広州市、新型コロナウイルス対策でライブコマースの動きに注目

(中国)

広州発

2020年04月20日

広州市商務局は3月23日、「ライブコマース(注)の発展行動方案(以下、方案)」外部サイトへ、新しいウィンドウで開きますを発表し、2022年までに広州市をライブコマース産業の一大集積地として発展させる計画を示した。

方案の主な内容は、(1)広州ライブコマースのシンクタンク(専門家委員会)を設立し、市場・業界の分析・調査を実施、(2)ライブコマースのインフラ整備およびライブコマース企業の育成、(3)卸売市場、実店舗、ライブコマース企業などと協力し、宿泊、飲食、旅行、自動車などの業界でライブコマースを運用する、(4)ライブコマース関連の人材育成、(5)ライブコマースに関するフォーラムや、販売者間で売り上げを競うイベントなどを開催する、としている。

4月13日には、広州ライブコマース・シンクタンクが設立された。
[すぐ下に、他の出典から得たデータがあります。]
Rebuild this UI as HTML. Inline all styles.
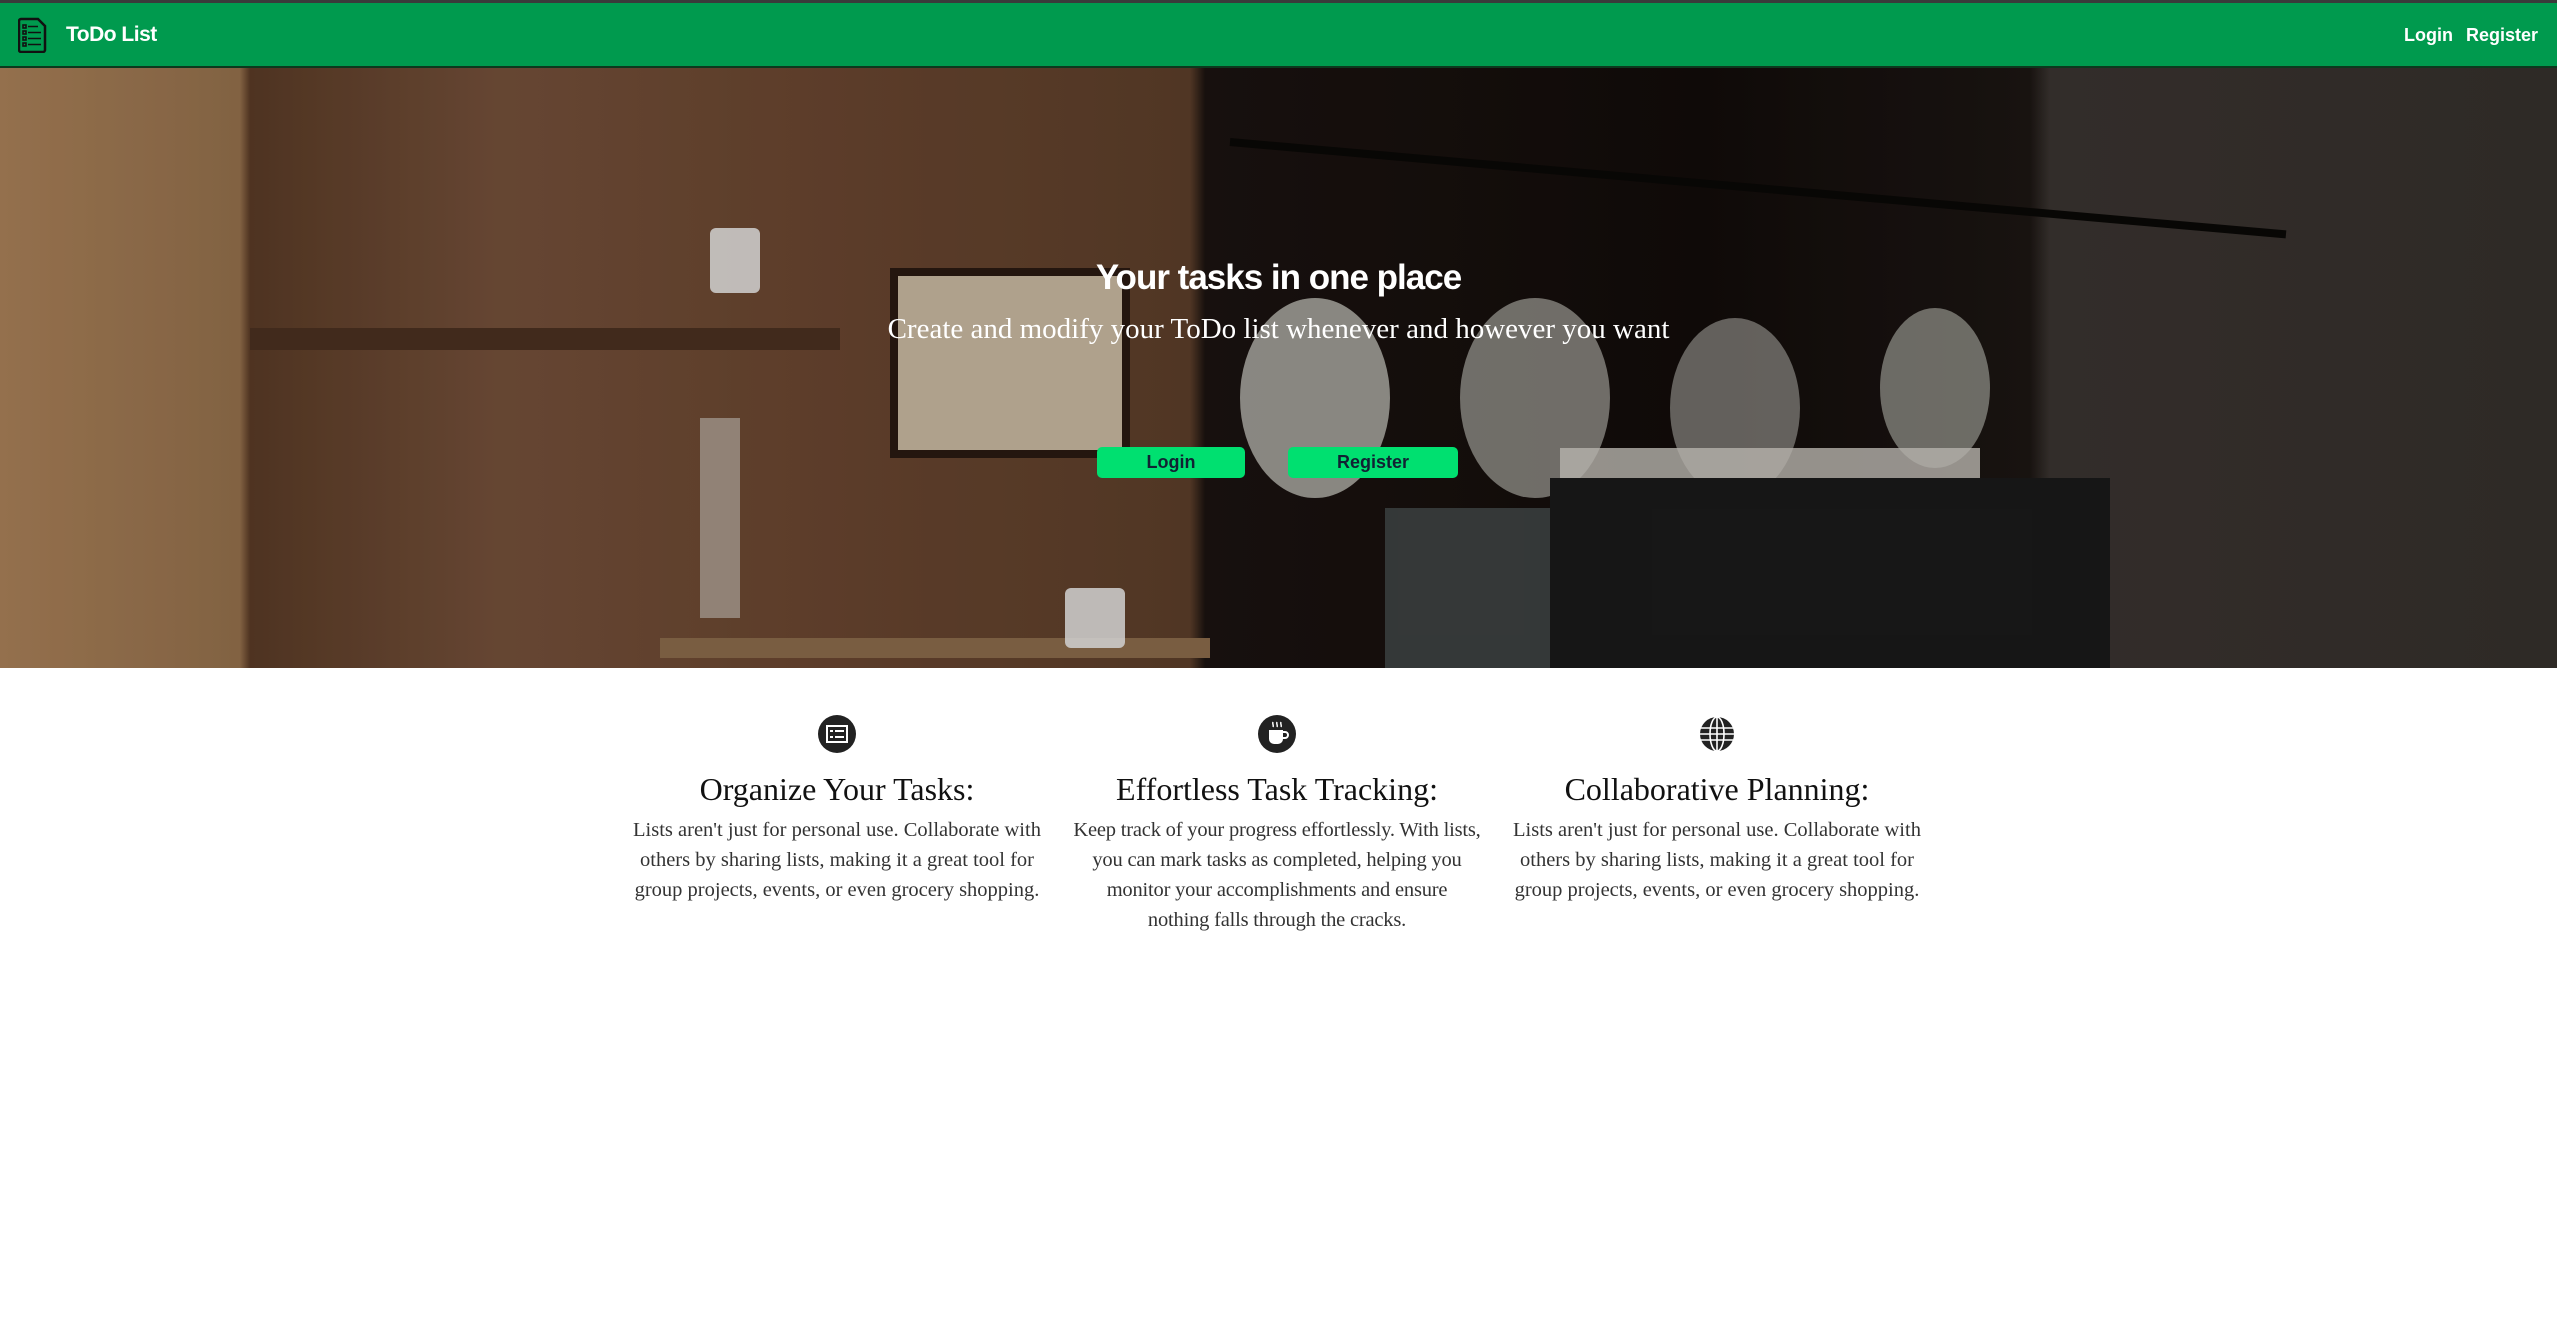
<!DOCTYPE html>
<html><head><meta charset="utf-8"><style>
*{margin:0;padding:0;box-sizing:border-box}
body{width:2557px;height:1322px;background:#fff;font-family:"Liberation Serif",serif;overflow:hidden;position:relative}
.nav{position:absolute;left:0;top:0;width:2557px;height:68px;background:#009a4e;border-top:3px solid #3a3a3a;border-bottom:2px solid #0b3a1e}
.nav .brand{position:absolute;left:66px;top:20px;color:#fff;font:bold 21px "Liberation Sans",sans-serif;letter-spacing:-0.5px}
.nav .r{position:absolute;top:22px;color:#fff;font:bold 18px "Liberation Sans",sans-serif}
.hero{position:absolute;left:0;top:68px;width:2557px;height:600px;overflow:hidden;
background:linear-gradient(90deg,#a98058 0,#94704c 240px,#5a3b26 250px,#74503a 500px,#6a4630 800px,#5c3e2a 1190px,#1b1310 1205px,#120c0a 1700px,#1c1613 2030px,#3a3430 2050px,#35302c 2557px)}
.hero .s{position:absolute}
h1{position:absolute;top:190px;left:0;width:2557px;text-align:center;color:#fff;font:bold 35px "Liberation Sans",sans-serif;letter-spacing:-1px}
.sub{position:absolute;top:245px;left:0;width:2557px;text-align:center;color:#fff;font:29px "Liberation Serif",serif}
.btn{position:absolute;top:447px;height:31px;background:#00e070;border-radius:5px;color:#123;font:bold 18px "Liberation Sans",sans-serif;text-align:center;line-height:31px}
.col{position:absolute;top:715px;width:410px;text-align:center;color:#222}
.col .ic{width:38px;height:38px;margin:0 auto;border-radius:50%;background:#222}
.col h2{font:normal 32px "Liberation Serif",serif;margin-top:18px;color:#111}
.col p{font:20.5px/30px "Liberation Serif",serif;margin-top:7px;color:#333}
</style></head><body>
<div class="nav">
<svg style="position:absolute;left:18px;top:14px" width="30" height="36" viewBox="0 0 30 36"><path d="M3 2h17l7 7v24a2 2 0 0 1-2 2H3a2 2 0 0 1-2-2V4a2 2 0 0 1 2-2z" fill="#009a4e" stroke="#111" stroke-width="2.5"/><g fill="none" stroke="#111" stroke-width="1.6"><rect x="5" y="8" width="3" height="3"/><rect x="5" y="14" width="3" height="3"/><rect x="5" y="20" width="3" height="3"/><rect x="5" y="26" width="3" height="3"/><path d="M10 9.5h10M10 15.5h13M10 21.5h13M10 27.5h13"/></g></svg>
<div class="brand">ToDo List</div>
<div class="r" style="left:2404px">Login</div>
<div class="r" style="left:2466px">Register</div>
</div>
<div class="hero">
<div class="s" style="left:250px;top:260px;width:590px;height:22px;background:#4a3020"></div>
<div class="s" style="left:660px;top:570px;width:550px;height:20px;background:#8a6a4a"></div>
<div class="s" style="left:890px;top:200px;width:240px;height:190px;background:#c8b8a0;border:8px solid #2a1a12"></div>
<div class="s" style="left:1240px;top:230px;width:150px;height:200px;border-radius:50%;background:#c8c8c0;opacity:.75"></div>
<div class="s" style="left:1460px;top:230px;width:150px;height:200px;border-radius:50%;background:#c8c8c0;opacity:.6"></div>
<div class="s" style="left:1670px;top:250px;width:130px;height:180px;border-radius:50%;background:#c0c0b8;opacity:.55"></div>
<div class="s" style="left:1880px;top:240px;width:110px;height:160px;border-radius:50%;background:#c0c0b8;opacity:.6"></div>
<div class="s" style="left:1385px;top:440px;width:300px;height:170px;background:#3c4040"></div>
<div class="s" style="left:1550px;top:410px;width:560px;height:200px;background:#1a1a1a"></div>
<div class="s" style="left:1560px;top:380px;width:420px;height:30px;background:#d0ccc4;opacity:.8"></div>
<div class="s" style="left:1230px;top:70px;width:1060px;height:8px;background:#0a0806;transform:rotate(5deg);transform-origin:left"></div>
<div class="s" style="left:700px;top:350px;width:40px;height:200px;background:#ccc8c0;opacity:.6"></div>
<div class="s" style="left:710px;top:160px;width:50px;height:65px;background:#eee;border-radius:6px;opacity:.85"></div>
<div class="s" style="left:1065px;top:520px;width:60px;height:60px;background:#eee;border-radius:6px;opacity:.85"></div>
<div class="s" style="left:0;top:0;width:2557px;height:600px;background:rgba(0,0,0,0.12)"></div>
<h1>Your tasks in one place</h1>
<div class="sub">Create and modify your ToDo list whenever and however you want</div>
</div>
<div class="btn" style="left:1097px;width:148px;top:447px">Login</div>
<div class="btn" style="left:1288px;width:170px;top:447px">Register</div>

<div class="col" style="left:632px"><div class="ic"><svg width="38" height="38" viewBox="0 0 38 38"><rect x="9" y="11" width="20" height="16" fill="none" stroke="#fff" stroke-width="2"/><path d="M12 16h3M17 16h9M12 22h3M17 22h9" stroke="#fff" stroke-width="2"/></svg></div><h2>Organize Your Tasks:</h2><p>Lists aren't just for personal use. Collaborate with others by sharing lists, making it a great tool for group projects, events, or even grocery shopping.</p></div>
<div class="col" style="left:1052px;width:450px"><div class="ic"><svg width="38" height="38" viewBox="0 0 38 38"><path d="M11 15h14v9a5 5 0 0 1-5 5h-4a5 5 0 0 1-5-5z" fill="#fff"/><path d="M25 17h2a3 3 0 0 1 0 6h-2" fill="none" stroke="#fff" stroke-width="2"/><path d="M15 7c-1 2 1 3 0 5M19 7c-1 2 1 3 0 5M23 7c-1 2 1 3 0 5" stroke="#fff" stroke-width="1.5" fill="none"/></svg></div><h2>Effortless Task Tracking:</h2><p style="letter-spacing:-0.2px">Keep track of your progress effortlessly. With lists,<br>you can mark tasks as completed, helping you<br>monitor your accomplishments and ensure<br>nothing falls through the cracks.</p></div>
<div class="col" style="left:1512px"><div class="ic" style="background:#fff"><svg width="38" height="38" viewBox="0 0 38 38"><circle cx="19" cy="19" r="17" fill="#222"/><g stroke="#fff" stroke-width="1.6" fill="none"><ellipse cx="19" cy="19" rx="7" ry="17"/><path d="M19 2v34M3 13h32M2 19h34M3 25h32"/></g></svg></div><h2>Collaborative Planning:</h2><p>Lists aren't just for personal use. Collaborate with others by sharing lists, making it a great tool for group projects, events, or even grocery shopping.</p></div>
</body></html>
ライブコマースに関連する人材育成、情報共有、経営状況の調査・分析などを行うとしている。

新型コロナウイルス対策としてのライブコマース

中国では、新型コロナウイルスの感染が収束に向かい始めたが、国民の感染への警戒感は依然強く、現在も外出を自粛し、ネットを利用したオンラインショッピングを行う傾向が強い。また、実店舗を経営する企業側も、こうした状況下でeコマース・ライブコマースを展開したいとの意向が強い。

アリババ傘下のeコマースサイト、淘宝(タオバオ)が3月29日に発表した「2020タオバオ・ライブコマース新経済報告」によると、2019年の広州市のタオバオ・ライブコマース配信者数は総配信者数の7.4%を占め、中国全土で杭州市に次ぐ2位だった。新型コロナウイルスの影響もあり、2020年2月のタオバオライブの新規登録者は前月比で7.2倍に急増した。

広州市では現在、100カ所以上の専門卸売市場でライブコマースが開催されている。中でも、アパレルの卸売りで有名な沙河市場では、ライブコマースを行う販売者が多く、中国で有数のライブコマース中継地となっている。最近は、百貨店や飲食店、工場など新たにライブコマースを始める企業も増えている。広州市商務局の林国強副局長は、今後のライブコマースを発展させる上で、広州市の卸売市場や貿易会社など業種、業界を超えて環境を整備していくことが重要との見解を示した(「経済日報」4月10日)。

新型コロナウイルス感染の終息後、人々の実店舗での消費活動が回復すれば、ライブコマース・ブームもすぐに終わってしまうとの指摘も一部にあるが、今後の動向が注目される。

(注)EC(電子商取引)サイトやフリマアプリを利用して、ライブ配信で商品説明を行いながら商品を販売すること。